* _The task_
List every line below containing "this".

* _Data rows_
>> begin

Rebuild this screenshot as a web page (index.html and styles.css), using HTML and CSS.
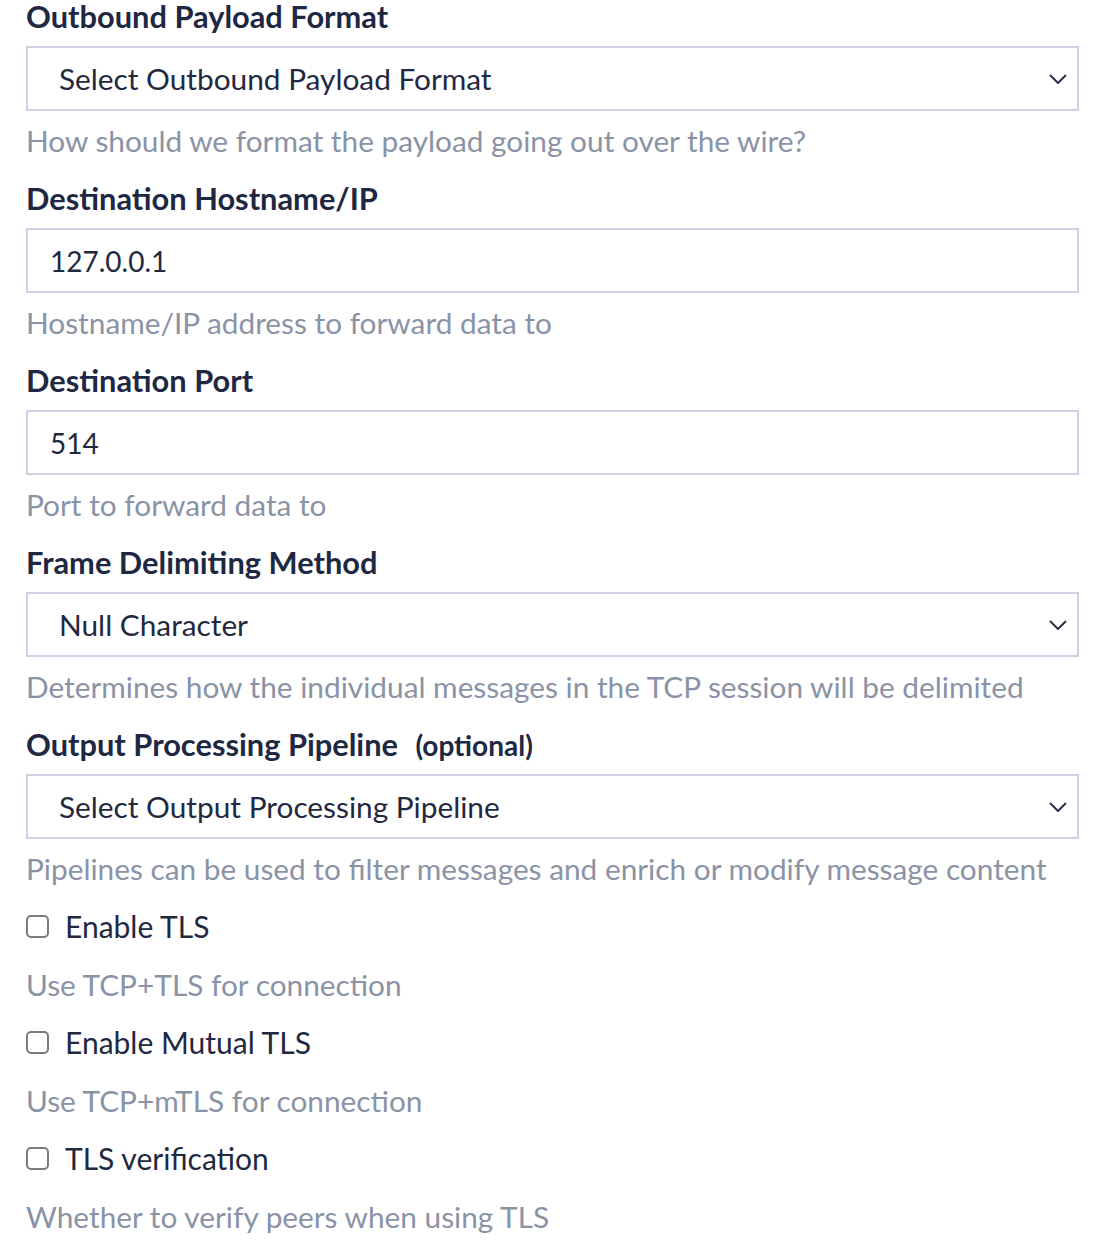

>> end
>> begin

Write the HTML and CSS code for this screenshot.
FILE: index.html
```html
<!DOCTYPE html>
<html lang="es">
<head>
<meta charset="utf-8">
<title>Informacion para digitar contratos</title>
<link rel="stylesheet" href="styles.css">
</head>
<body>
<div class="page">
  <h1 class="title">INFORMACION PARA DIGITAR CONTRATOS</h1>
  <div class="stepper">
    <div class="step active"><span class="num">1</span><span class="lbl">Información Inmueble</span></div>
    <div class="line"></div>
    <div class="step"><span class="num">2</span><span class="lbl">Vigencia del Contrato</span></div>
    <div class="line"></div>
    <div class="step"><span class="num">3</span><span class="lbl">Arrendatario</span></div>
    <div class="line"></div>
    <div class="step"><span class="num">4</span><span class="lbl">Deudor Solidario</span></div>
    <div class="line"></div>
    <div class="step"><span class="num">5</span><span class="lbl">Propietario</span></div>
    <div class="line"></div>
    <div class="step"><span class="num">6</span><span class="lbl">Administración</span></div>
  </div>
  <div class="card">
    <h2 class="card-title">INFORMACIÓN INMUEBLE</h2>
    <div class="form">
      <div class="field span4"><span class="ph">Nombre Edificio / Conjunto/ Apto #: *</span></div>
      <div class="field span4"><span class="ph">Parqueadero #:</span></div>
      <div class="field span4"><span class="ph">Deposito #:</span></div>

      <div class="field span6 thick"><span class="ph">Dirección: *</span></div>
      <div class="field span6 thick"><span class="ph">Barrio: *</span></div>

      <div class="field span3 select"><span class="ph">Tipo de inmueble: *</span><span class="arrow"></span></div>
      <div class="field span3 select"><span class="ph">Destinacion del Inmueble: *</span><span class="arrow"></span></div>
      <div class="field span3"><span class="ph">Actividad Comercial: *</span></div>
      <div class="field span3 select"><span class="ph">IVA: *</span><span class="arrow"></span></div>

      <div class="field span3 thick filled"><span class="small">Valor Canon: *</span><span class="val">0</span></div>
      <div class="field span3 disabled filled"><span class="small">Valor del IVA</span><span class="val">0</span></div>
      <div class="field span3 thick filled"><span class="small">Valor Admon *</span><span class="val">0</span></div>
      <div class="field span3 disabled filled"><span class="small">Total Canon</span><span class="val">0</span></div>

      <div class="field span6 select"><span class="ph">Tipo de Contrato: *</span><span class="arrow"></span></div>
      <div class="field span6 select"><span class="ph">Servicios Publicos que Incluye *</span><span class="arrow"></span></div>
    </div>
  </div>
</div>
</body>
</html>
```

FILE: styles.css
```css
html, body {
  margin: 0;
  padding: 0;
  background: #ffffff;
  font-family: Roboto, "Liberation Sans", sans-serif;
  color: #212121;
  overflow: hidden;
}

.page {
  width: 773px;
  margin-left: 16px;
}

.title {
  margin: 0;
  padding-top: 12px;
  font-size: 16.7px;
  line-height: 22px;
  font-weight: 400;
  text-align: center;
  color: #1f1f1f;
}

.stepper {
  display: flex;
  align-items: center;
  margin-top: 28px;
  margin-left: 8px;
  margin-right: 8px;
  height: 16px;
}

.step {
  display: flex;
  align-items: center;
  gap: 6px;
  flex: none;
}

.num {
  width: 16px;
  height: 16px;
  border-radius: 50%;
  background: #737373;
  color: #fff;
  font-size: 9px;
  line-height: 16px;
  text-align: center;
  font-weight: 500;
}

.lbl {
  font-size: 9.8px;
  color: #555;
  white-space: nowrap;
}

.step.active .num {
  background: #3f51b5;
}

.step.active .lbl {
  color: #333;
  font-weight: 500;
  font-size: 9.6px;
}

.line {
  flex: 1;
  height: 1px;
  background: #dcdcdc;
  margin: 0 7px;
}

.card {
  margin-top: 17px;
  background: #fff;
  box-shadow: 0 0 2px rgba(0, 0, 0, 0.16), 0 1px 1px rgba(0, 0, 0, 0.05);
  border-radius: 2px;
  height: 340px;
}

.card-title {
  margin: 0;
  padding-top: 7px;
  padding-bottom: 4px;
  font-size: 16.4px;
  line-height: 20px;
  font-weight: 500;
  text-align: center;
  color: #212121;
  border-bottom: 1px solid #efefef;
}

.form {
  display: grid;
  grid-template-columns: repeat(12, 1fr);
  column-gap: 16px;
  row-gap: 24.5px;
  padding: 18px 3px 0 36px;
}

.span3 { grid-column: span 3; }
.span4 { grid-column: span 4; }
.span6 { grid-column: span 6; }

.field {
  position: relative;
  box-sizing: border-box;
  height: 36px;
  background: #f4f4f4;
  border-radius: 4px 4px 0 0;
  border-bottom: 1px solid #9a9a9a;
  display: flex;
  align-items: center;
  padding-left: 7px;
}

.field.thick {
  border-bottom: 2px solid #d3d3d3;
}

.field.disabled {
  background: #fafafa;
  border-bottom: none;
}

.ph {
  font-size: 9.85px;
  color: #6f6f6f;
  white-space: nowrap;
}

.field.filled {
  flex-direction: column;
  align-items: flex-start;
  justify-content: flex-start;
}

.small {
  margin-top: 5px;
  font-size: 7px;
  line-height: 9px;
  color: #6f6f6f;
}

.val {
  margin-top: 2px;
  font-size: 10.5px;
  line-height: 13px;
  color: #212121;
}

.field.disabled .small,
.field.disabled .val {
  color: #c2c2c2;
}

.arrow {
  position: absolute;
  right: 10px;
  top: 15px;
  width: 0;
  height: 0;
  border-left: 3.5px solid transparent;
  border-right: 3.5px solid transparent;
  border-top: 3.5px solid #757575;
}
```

>> end

* _Exercise answer_
Rebuild this screenshot as a web page (index.html and styles.css), using HTML and CSS.
Write the HTML and CSS code for this screenshot.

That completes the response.